Essa retícula entremeada à pulsação da cor, recobra, de modo organizado, o destravamento gráfico presente em certas produções (menosprezadas) de Picasso, Masson, Gorky, Rothko e Pollock. Esta é a origem da "allover composition" (composição ubíqua) e do "color-field" (com as fases consagradas de Rothko e Pollock), bases da concepção moderna e contemporânea da pintura.
Com as mesmas idéias (espaço chapado e pattern), Nador constrói sua pintura figurativa que serve de contraponto à exposição, mostrando que são dois modos de cercar e mesma questão. A paisagem de "Cascata Pura" é feita com o espaço chapado das pinturas medievais, sobretudo das iluminuras, e também de ícones bizantinos ou gravuras japonesas -estas, fonte de aprendizado da arte ocidental na marcha para "transformar-se de arte-como-também-algo-mais em arte-como-apenas-ela-mesma" palavras de Reinhardt).
Neste espaço onde a perspectiva se rebate sobre um plano, juntam-se os elementos decorativos, postos como "patterns", que criam a paisagem.

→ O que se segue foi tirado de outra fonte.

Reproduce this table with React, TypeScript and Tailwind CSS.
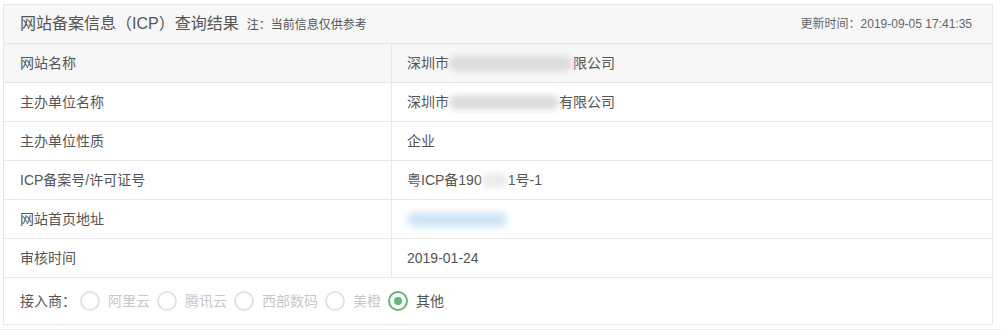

São flores de tankas tibetanas, estrelinhas de iluminuras, esquemas lineares de fluxo da água feitos por Leonardo da Vinci, que formam uma retícula diferenciada e permitem uma viagem de bem-estar como utopia da decoração. Por essa via rigorosa, Nador reafirma a "arte como viagem", alcançando um "além" que é pintura para e não sua periferia anedótica.